Encouragement techniques can make students feel like valuable members of the classroom. The process of Cooperative Discipline promotes collaboration between teachers, students, and parents. One of Albert’s suggestions is to develop a classroom code of conduct with the help of your students. Students will be more interested in following and enforcing rules because they helped develop them. Another strategy is to teach students about the three C’s of encouragement: capable, connect, and contribute and help them find ways to encourage themselves and each other.

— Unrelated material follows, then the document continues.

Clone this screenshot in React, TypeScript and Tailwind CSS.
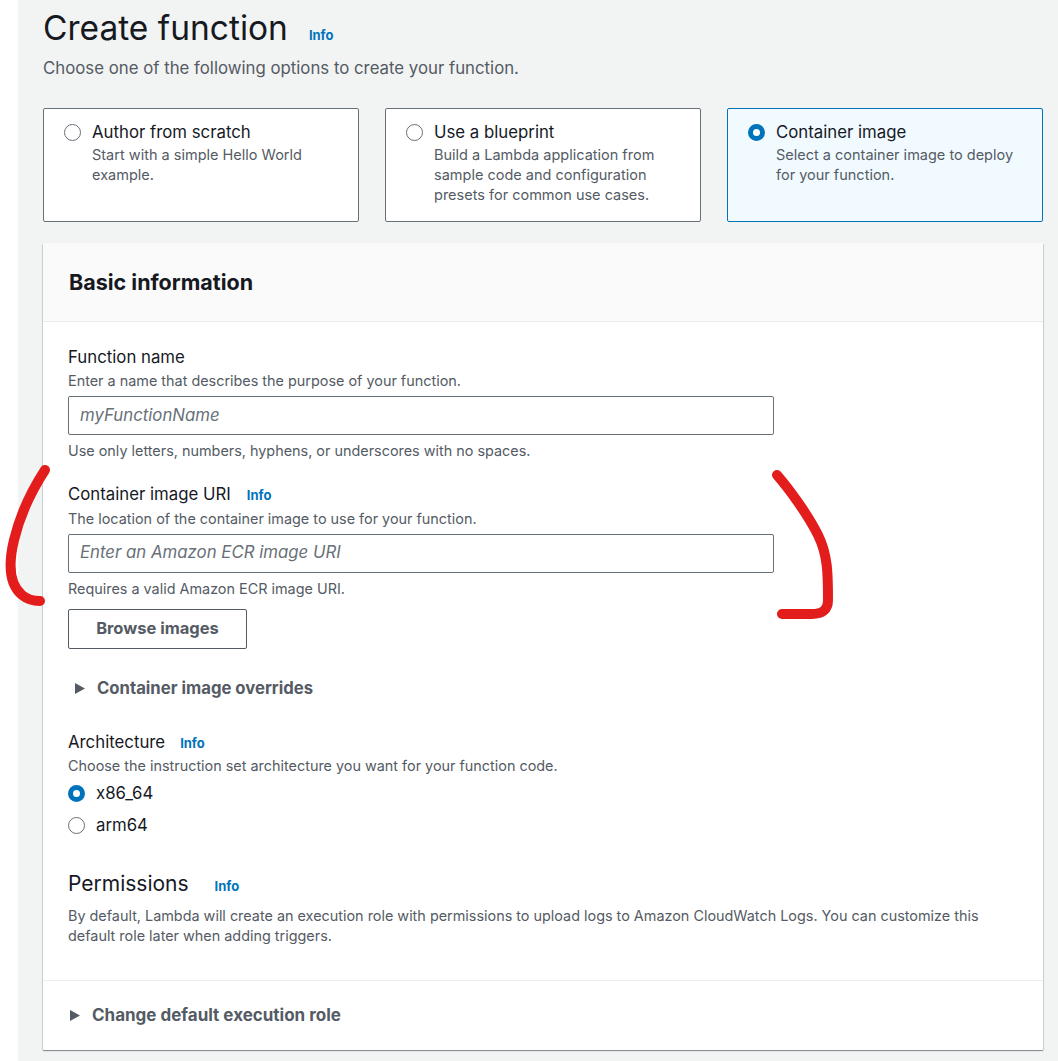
import React from "react";

const font = { fontFamily: "Inter, 'Open Sans', Roboto, Arial, sans-serif" };

const InfoLink = ({ className = "" }: { className?: string }) => (
  <span className={`text-[13px] font-bold text-[#0073bb] ${className}`}>Info</span>
);

const Radio = ({ checked }: { checked?: boolean }) =>
  checked ? (
    <span className="inline-block h-[17px] w-[17px] shrink-0 rounded-full border-[5px] border-[#0073bb] bg-white" />
  ) : (
    <span className="inline-block h-[17px] w-[17px] shrink-0 rounded-full border-[1.5px] border-[#687078] bg-white" />
  );

const Caret = () => (
  <svg width="12" height="13" viewBox="0 0 12 13" className="shrink-0">
    <path d="M1 1 L11 6.5 L1 12 Z" fill="#545b64" />
  </svg>
);

const options = [
  { title: "Author from scratch", desc: "Start with a simple Hello World example.", checked: false },
  { title: "Use a blueprint", desc: "Build a Lambda application from sample code and configuration presets for common use cases.", checked: false },
  { title: "Container image", desc: "Select a container image to deploy for your function.", checked: true },
];

export default function App() {
  return (
    <div style={font} className="relative flex min-h-[1061px] bg-white text-[#16191f]">
      <div className="w-[18px] shrink-0 bg-white" />
      <div className="flex-1 bg-[#f2f3f3] pl-[25px] pr-[15px]">
        <div className="flex items-baseline pt-[6px]">
          <h1 className="text-[33.5px] leading-[44px]">Create function</h1>
          <InfoLink className="ml-[21px]" />
        </div>
        <p className="mt-[6px] text-[16.8px] leading-[24px] text-[#545b64]">
          Choose one of the following options to create your function.
        </p>

        <div className="mt-[28px] grid grid-cols-3 gap-[26px]">
          {options.map(o => (
            <div
              key={o.title}
              className={`h-[114px] rounded-[2px] border pl-[20px] pr-[24px] pt-[12px] ${
                o.checked ? "border-[#0073bb] bg-[#f1faff]" : "border-[#687078] bg-white"
              }`}
            >
              <div className="flex items-center gap-[11px]">
                <Radio checked={o.checked} />
                <span className="text-[16.8px] leading-[22px]">{o.title}</span>
              </div>
              <p className="ml-[28px] mt-[2px] text-[14.5px] leading-[20px] text-[#545b64]">{o.desc}</p>
            </div>
          ))}
        </div>

        <div className="mt-[21px] rounded-[1px] bg-white shadow-[0_1px_1px_0_rgba(0,28,36,0.3),1px_1px_1px_0_rgba(0,28,36,0.15),-1px_1px_1px_0_rgba(0,28,36,0.15)]">
          <div className="flex h-[79px] items-center border-b border-[#eaeded] bg-[#fafafa] px-[26px]">
            <h2 className="text-[21.5px] font-bold">Basic information</h2>
          </div>

          <div className="px-[25px] pt-[24px] pb-[34px]">
            <label className="block text-[16.8px] leading-[22px]">Function name</label>
            <p className="mt-[3px] text-[14.4px] leading-[20px] text-[#545b64]">
              Enter a name that describes the purpose of your function.
            </p>
            <div className="mt-[5px] flex h-[39px] w-[706px] items-center rounded-[2px] border border-[#687078] bg-white px-[11px]">
              <span className="text-[16.8px] italic text-[#687078]">myFunctionName</span>
            </div>
            <p className="mt-[6px] text-[14.4px] leading-[20px] text-[#545b64]">
              Use only letters, numbers, hyphens, or underscores with no spaces.
            </p>

            <div className="mt-[22px] flex items-baseline">
              <label className="text-[16.8px] leading-[22px]">Container image URI</label>
              <InfoLink className="ml-[16px]" />
            </div>
            <p className="mt-[3px] text-[14.4px] leading-[20px] text-[#545b64]">
              The location of the container image to use for your function.
            </p>
            <div className="mt-[5px] flex h-[39px] w-[706px] items-center rounded-[2px] border border-[#687078] bg-white px-[11px]">
              <span className="text-[16.8px] italic text-[#687078]">Enter an Amazon ECR image URI</span>
            </div>
            <p className="mt-[6px] text-[14.4px] leading-[20px] text-[#545b64]">Requires a valid Amazon ECR image URI.</p>

            <button className="mt-[10px] h-[40px] w-[179px] rounded-[2px] border border-[#545b64] bg-white text-[16.5px] font-bold text-[#545b64]">
              Browse images
            </button>

            <div className="mt-[27px] flex items-center gap-[11px] pl-[6px]">
              <Caret />
              <span className="text-[16.7px] font-bold text-[#545b64]">Container image overrides</span>
            </div>

            <div className="mt-[30px] flex items-baseline">
              <label className="text-[16.8px] leading-[22px]">Architecture</label>
              <InfoLink className="ml-[15px]" />
            </div>
            <p className="mt-[3px] text-[14.4px] leading-[20px] text-[#545b64]">
              Choose the instruction set architecture you want for your function code.
            </p>
            <div className="mt-[6px] flex flex-col gap-[10px]">
              <div className="flex items-center gap-[11px]">
                <Radio checked />
                <span className="text-[16.8px] leading-[22px]">x86_64</span>
              </div>
              <div className="flex items-center gap-[11px]">
                <Radio />
                <span className="text-[16.8px] leading-[22px]">arm64</span>
              </div>
            </div>

            <div className="mt-[34px] flex items-baseline">
              <h3 className="text-[21px] leading-[28px]">Permissions</h3>
              <InfoLink className="ml-[26px]" />
            </div>
            <p className="mt-[8px] max-w-[925px] text-[14.4px] leading-[20px] text-[#545b64]">
              By default, Lambda will create an execution role with permissions to upload logs to Amazon CloudWatch Logs. You can
              customize this default role later when adding triggers.
            </p>
          </div>

          <div className="flex h-[70px] items-center gap-[11px] border-t border-[#eaeded] px-[26px]">
            <Caret />
            <span className="text-[17px] font-bold text-[#545b64]">Change default execution role</span>
          </div>
        </div>
      </div>

      {/* hand-drawn red annotation marks */}
      <svg className="pointer-events-none absolute inset-0" width="1058" height="1061" viewBox="0 0 1058 1061">
        <path
          d="M45 470 C 32 490, 20 515, 14 540 C 8 565, 10 585, 22 595 C 28 600, 34 601, 40 601"
          fill="none"
          stroke="#e31c1c"
          strokeWidth="10"
          strokeLinecap="round"
        />
        <path
          d="M777 475 C 790 490, 808 515, 818 535 C 828 555, 828 575, 828 600 C 828 610, 822 614, 812 614 L 782 614"
          fill="none"
          stroke="#e31c1c"
          strokeWidth="10"
          strokeLinecap="round"
          strokeLinejoin="round"
        />
      </svg>
    </div>
  );
}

Students need to feel capable of succeeding in the classroom, able to connect with their teachers and fellow classmates in positive ways, and be given the opportunity to contribute to the class and the school. Collaboration with parents is also important. Parents can be included in the development of the class code of conduct and be given the opportunity to provide their input. When conferencing with parents about a problem with their child, a teacher should discuss the intervention and encouragement strategies he or she plans to use to help the child choose better behaviors.
Parents can be asked to follow these strategies at home and take a hand in improving their child’s behavior. Research shows that Cooperative Discipline is effective in the classroom. It has proved to improve the overall learning environment, as well as improve parental involvement, school climate, instructional effectiveness, achievement and classroom and school-wide discipline. It has also been found to provide more teaching time in the classroom, as less time needs to be spent addressing behavior problems. (Robinson, D. (1996) p 34. )
I would definitely implement Albert’s Cooperative Discipline Model in my classroom. I believe it is an effective way to get students involved in the way their class is run, and being involved would encourage them to comply to the rules they help set. I feel it is important to form a partnership with your students and make them feel like valuable members of the class. Because a child’s behavior is a choice that they make, I think Cooperative Discipline provides the encouragement students need to make the right choices about their behavior without taking control of their own behavior out of their hands.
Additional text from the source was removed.